━━━━━ Data extract ━━━━━

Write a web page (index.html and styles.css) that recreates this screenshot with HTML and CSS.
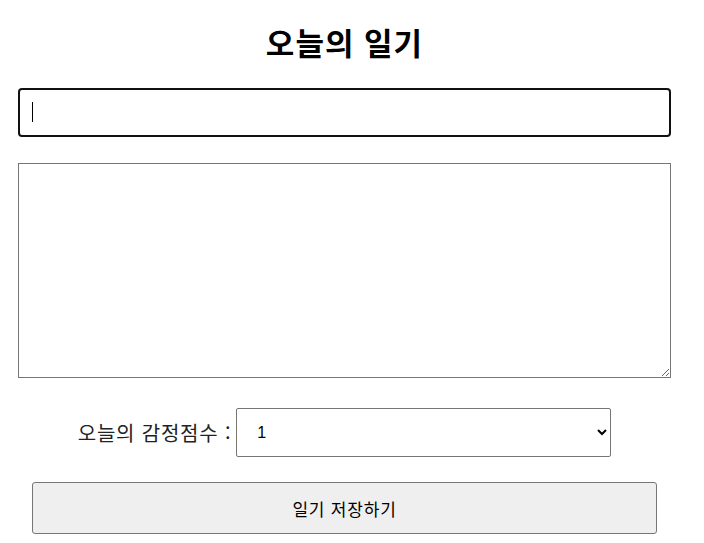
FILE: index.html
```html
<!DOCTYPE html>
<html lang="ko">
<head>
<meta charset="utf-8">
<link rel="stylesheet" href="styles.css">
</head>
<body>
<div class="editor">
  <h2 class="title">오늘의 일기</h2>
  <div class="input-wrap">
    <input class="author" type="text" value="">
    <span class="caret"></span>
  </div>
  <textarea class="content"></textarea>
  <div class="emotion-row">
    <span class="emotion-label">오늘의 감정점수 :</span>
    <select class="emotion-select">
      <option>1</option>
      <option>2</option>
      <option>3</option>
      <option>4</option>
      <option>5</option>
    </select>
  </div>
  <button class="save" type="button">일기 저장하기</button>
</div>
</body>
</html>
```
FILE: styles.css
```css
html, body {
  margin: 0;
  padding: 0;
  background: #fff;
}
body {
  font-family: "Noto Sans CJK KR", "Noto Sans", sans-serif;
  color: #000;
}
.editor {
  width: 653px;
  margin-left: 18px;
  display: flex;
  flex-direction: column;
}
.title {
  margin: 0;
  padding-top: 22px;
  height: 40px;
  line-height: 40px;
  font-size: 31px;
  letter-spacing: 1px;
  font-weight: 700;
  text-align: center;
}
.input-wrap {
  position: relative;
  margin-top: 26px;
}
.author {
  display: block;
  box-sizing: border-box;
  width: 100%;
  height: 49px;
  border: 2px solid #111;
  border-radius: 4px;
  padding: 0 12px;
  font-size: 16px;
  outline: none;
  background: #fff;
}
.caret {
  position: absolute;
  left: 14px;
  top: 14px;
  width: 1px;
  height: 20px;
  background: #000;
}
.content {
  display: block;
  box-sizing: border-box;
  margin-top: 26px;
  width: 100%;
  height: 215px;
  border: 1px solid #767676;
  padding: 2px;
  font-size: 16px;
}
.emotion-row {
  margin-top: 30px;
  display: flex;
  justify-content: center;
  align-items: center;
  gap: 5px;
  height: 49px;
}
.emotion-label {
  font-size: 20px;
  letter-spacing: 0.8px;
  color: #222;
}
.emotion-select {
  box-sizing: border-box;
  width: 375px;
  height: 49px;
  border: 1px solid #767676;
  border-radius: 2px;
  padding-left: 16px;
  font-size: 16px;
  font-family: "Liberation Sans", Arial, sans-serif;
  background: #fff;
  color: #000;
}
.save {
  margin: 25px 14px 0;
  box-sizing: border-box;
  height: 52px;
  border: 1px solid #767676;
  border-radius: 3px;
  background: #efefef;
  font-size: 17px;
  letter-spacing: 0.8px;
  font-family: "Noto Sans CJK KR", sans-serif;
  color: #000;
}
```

━━━━━

[Short exercise]: In the lines above, locate the string "styles". Copy every line where it occurs.

[Correct response]:
Write a web page (index.html and styles.css) that recreates this screenshot with HTML and CSS.
<link rel="stylesheet" href="styles.css">
FILE: styles.css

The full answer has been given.